Start

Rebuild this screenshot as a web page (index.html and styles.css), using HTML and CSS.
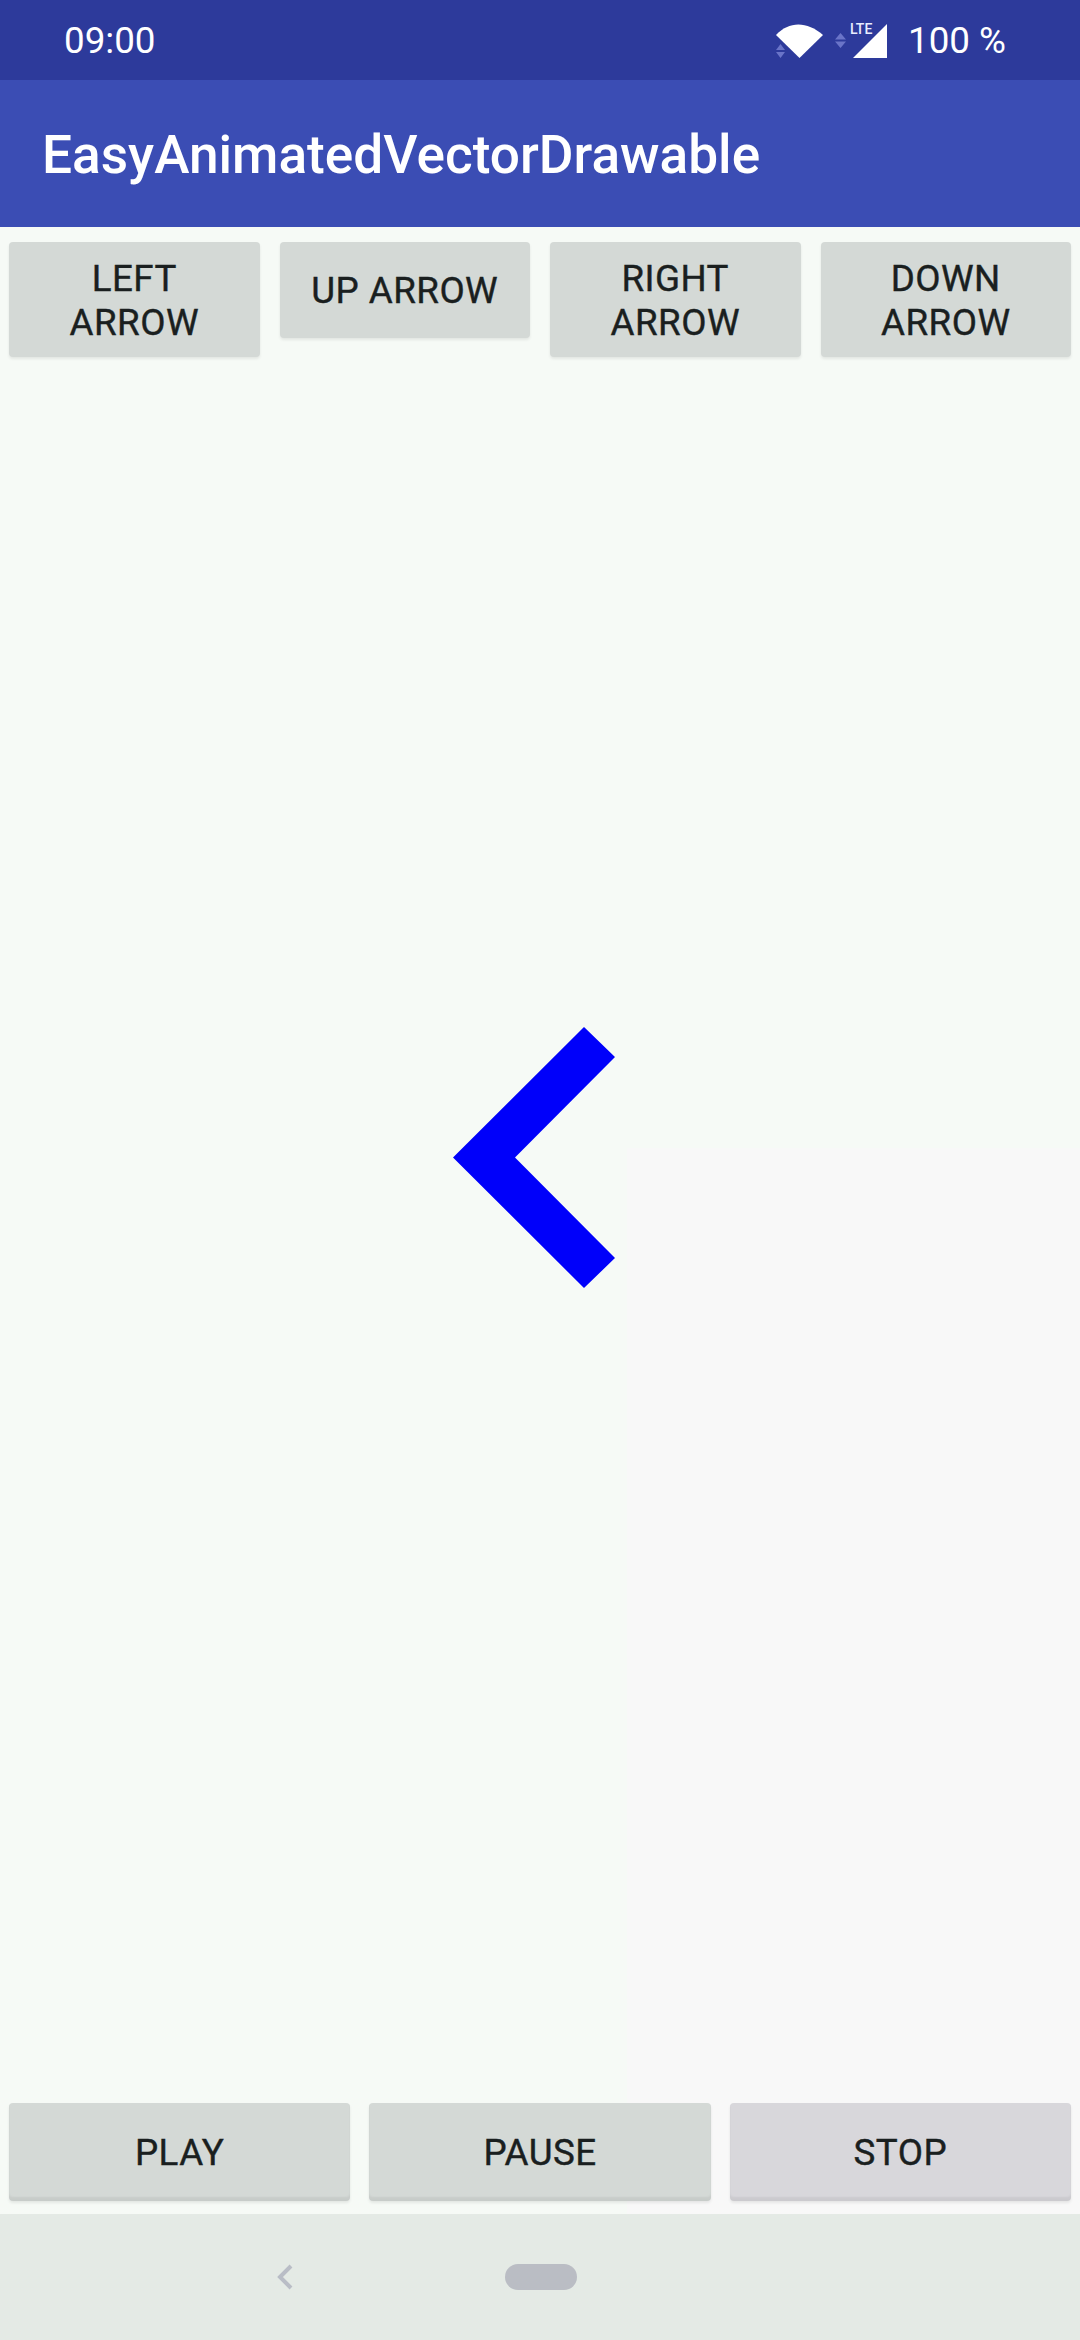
FILE: index.html
```html
<!DOCTYPE html>
<html lang="en">
<head>
<meta charset="utf-8">
<title>EasyAnimatedVectorDrawable</title>
<link rel="stylesheet" href="styles.css">
</head>
<body>
<div class="screen">
  <header class="status">
    <span class="time">09:00</span>
    <div class="status-right">
      <svg class="wifi" width="52" height="40" viewBox="0 0 52 40">
        <path class="faint" d="M4 29 L8.500 23 L13 29 Z M4 31 L13 31 L8.500 37 Z"/>
        <path class="solid" d="M4 14 C 17 0 35 0 51 14 L27.500 37 Z"/>
      </svg>
      <svg class="cell" width="60" height="40" viewBox="0 0 60 40">
        <path class="faint" d="M1 18.500 L6.500 12 L12 18.500 Z M1 20.500 L12 20.500 L6.500 27 Z"/>
        <text class="lte" x="16" y="13">LTE</text>
        <path class="solid" d="M53 3 V37 H19 Z"/>
      </svg>
      <span class="battery">100 %</span>
    </div>
  </header>
  <div class="appbar"><h1 class="title">EasyAnimatedVectorDrawable</h1></div>
  <main class="content">
    <div class="row row-top">
      <button class="btn">LEFT ARROW</button>
      <button class="btn btn-short">UP ARROW</button>
      <button class="btn">RIGHT ARROW</button>
      <button class="btn">DOWN ARROW</button>
    </div>
    <div class="canvas">
      <svg class="arrow" width="162" height="261" viewBox="0 0 162 261">
        <path d="M131 0 L162 30 L62 130.500 L162 231 L131 261 L0 130.500 Z"/>
      </svg>
    </div>
    <div class="row row-bottom">
      <button class="btn btn-wide">PLAY</button>
      <button class="btn btn-wide">PAUSE</button>
      <button class="btn btn-wide btn-stop">STOP</button>
    </div>
  </main>
  <nav class="navbar">
    <svg class="back" width="16" height="26" viewBox="0 0 16 26"><path d="M14 2 L3 13 L14 24"/></svg>
    <span class="home"></span>
  </nav>
</div>
</body>
</html>
```
FILE: styles.css
```css
* { box-sizing: border-box; }
html, body { margin: 0; padding: 0; }
body { width: 1080px; height: 2340px; overflow: hidden; font-family: Roboto, "Liberation Sans", sans-serif; }
.screen { width: 1080px; height: 2340px; display: flex; flex-direction: column; background: #f6faf6; }
.status { height: 80px; flex: none; background: #2d3a9b; color: #fff; display: flex; align-items: center; justify-content: space-between; padding: 1px 74px 0 64px; font-size: 36.75px; }
.time { line-height: 79px; }
.status-right { display: flex; align-items: center; }
.wifi { margin-right: 10px; }
.cell { margin-right: 14px; }
.battery { line-height: 79px; }
.solid { fill: #fff; }
.faint { fill: #6a74c8; }
.lte { fill: #e8ecff; font: 500 14px Roboto, sans-serif; }
.appbar { height: 147px; flex: none; background: #3b4db4; display: flex; align-items: center; padding: 2px 0 0 42px; }
.title { margin: 0; color: #fff; font-size: 53.2px; font-weight: 500; line-height: 60px; }
.content { flex: 1; display: flex; flex-direction: column; min-height: 0; background: linear-gradient(#f8f8f8, #f8f8f8) right bottom / 453px 1066px no-repeat; }
.row { display: flex; gap: 20px; padding: 0 9px; }
.row-top { padding-top: 15px; align-items: flex-start; }
.row-bottom { padding-bottom: 13px; gap: 19px; }
.btn { flex: 1 1 0; min-width: 0; height: 115px; border: 0; margin: 0; padding: 2px 20px 0; border-radius: 4px; background: #d4d9d6; color: #1a1f1f; font-family: Roboto, sans-serif; font-size: 36.75px; font-weight: 400; letter-spacing: .012em; -webkit-text-stroke: .4px #1a1f1f; line-height: 43.5px; text-align: center; box-shadow: 0 2px 3px rgba(0,0,0,.08); }
.btn-short { height: 96px; }
.btn-wide { height: 98px; box-shadow: inset 0 -4px 2px rgba(0,0,0,.06), 0 2px 3px rgba(0,0,0,.08); }
.btn-stop { background: #d8d7db; }
.canvas { flex: 1; display: flex; align-items: flex-start; justify-content: center; min-height: 0; padding-top: 670px; }
.arrow { fill: #0000fa; transform: translateX(-6px); }
.navbar { height: 126px; flex: none; background: #e4eae5; display: flex; align-items: center; padding: 0 0 0 277px; gap: 212px; }
.back path { fill: none; stroke: #b9bdc6; stroke-width: 4px; }
.home { width: 72px; height: 26px; border-radius: 13px; background: #babdc4; }
```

End

GIVEN PROBLEM:
Copy out the data above exactly, except the pictures.

OUTPUT:
Rebuild this screenshot as a web page (index.html and styles.css), using HTML and CSS.
FILE: index.html
```html
<!DOCTYPE html>
<html lang="en">
<head>
<meta charset="utf-8">
<title>EasyAnimatedVectorDrawable</title>
<link rel="stylesheet" href="styles.css">
</head>
<body>
<div class="screen">
  <header class="status">
    <span class="time">09:00</span>
    <div class="status-right">
      <svg class="wifi" width="52" height="40" viewBox="0 0 52 40">
        <path class="faint" d="M4 29 L8.500 23 L13 29 Z M4 31 L13 31 L8.500 37 Z"/>
        <path class="solid" d="M4 14 C 17 0 35 0 51 14 L27.500 37 Z"/>
      </svg>
      <svg class="cell" width="60" height="40" viewBox="0 0 60 40">
        <path class="faint" d="M1 18.500 L6.500 12 L12 18.500 Z M1 20.500 L12 20.500 L6.500 27 Z"/>
        <text class="lte" x="16" y="13">LTE</text>
        <path class="solid" d="M53 3 V37 H19 Z"/>
      </svg>
      <span class="battery">100 %</span>
    </div>
  </header>
  <div class="appbar"><h1 class="title">EasyAnimatedVectorDrawable</h1></div>
  <main class="content">
    <div class="row row-top">
      <button class="btn">LEFT ARROW</button>
      <button class="btn btn-short">UP ARROW</button>
      <button class="btn">RIGHT ARROW</button>
      <button class="btn">DOWN ARROW</button>
    </div>
    <div class="canvas">
      <svg class="arrow" width="162" height="261" viewBox="0 0 162 261">
        <path d="M131 0 L162 30 L62 130.500 L162 231 L131 261 L0 130.500 Z"/>
      </svg>
    </div>
    <div class="row row-bottom">
      <button class="btn btn-wide">PLAY</button>
      <button class="btn btn-wide">PAUSE</button>
      <button class="btn btn-wide btn-stop">STOP</button>
    </div>
  </main>
  <nav class="navbar">
    <svg class="back" width="16" height="26" viewBox="0 0 16 26"><path d="M14 2 L3 13 L14 24"/></svg>
    <span class="home"></span>
  </nav>
</div>
</body>
</html>
```
FILE: styles.css
```css
* { box-sizing: border-box; }
html, body { margin: 0; padding: 0; }
body { width: 1080px; height: 2340px; overflow: hidden; font-family: Roboto, "Liberation Sans", sans-serif; }
.screen { width: 1080px; height: 2340px; display: flex; flex-direction: column; background: #f6faf6; }
.status { height: 80px; flex: none; background: #2d3a9b; color: #fff; display: flex; align-items: center; justify-content: space-between; padding: 1px 74px 0 64px; font-size: 36.75px; }
.time { line-height: 79px; }
.status-right { display: flex; align-items: center; }
.wifi { margin-right: 10px; }
.cell { margin-right: 14px; }
.battery { line-height: 79px; }
.solid { fill: #fff; }
.faint { fill: #6a74c8; }
.lte { fill: #e8ecff; font: 500 14px Roboto, sans-serif; }
.appbar { height: 147px; flex: none; background: #3b4db4; display: flex; align-items: center; padding: 2px 0 0 42px; }
.title { margin: 0; color: #fff; font-size: 53.2px; font-weight: 500; line-height: 60px; }
.content { flex: 1; display: flex; flex-direction: column; min-height: 0; background: linear-gradient(#f8f8f8, #f8f8f8) right bottom / 453px 1066px no-repeat; }
.row { display: flex; gap: 20px; padding: 0 9px; }
.row-top { padding-top: 15px; align-items: flex-start; }
.row-bottom { padding-bottom: 13px; gap: 19px; }
.btn { flex: 1 1 0; min-width: 0; height: 115px; border: 0; margin: 0; padding: 2px 20px 0; border-radius: 4px; background: #d4d9d6; color: #1a1f1f; font-family: Roboto, sans-serif; font-size: 36.75px; font-weight: 400; letter-spacing: .012em; -webkit-text-stroke: .4px #1a1f1f; line-height: 43.5px; text-align: center; box-shadow: 0 2px 3px rgba(0,0,0,.08); }
.btn-short { height: 96px; }
.btn-wide { height: 98px; box-shadow: inset 0 -4px 2px rgba(0,0,0,.06), 0 2px 3px rgba(0,0,0,.08); }
.btn-stop { background: #d8d7db; }
.canvas { flex: 1; display: flex; align-items: flex-start; justify-content: center; min-height: 0; padding-top: 670px; }
.arrow { fill: #0000fa; transform: translateX(-6px); }
.navbar { height: 126px; flex: none; background: #e4eae5; display: flex; align-items: center; padding: 0 0 0 277px; gap: 212px; }
.back path { fill: none; stroke: #b9bdc6; stroke-width: 4px; }
.home { width: 72px; height: 26px; border-radius: 13px; background: #babdc4; }
```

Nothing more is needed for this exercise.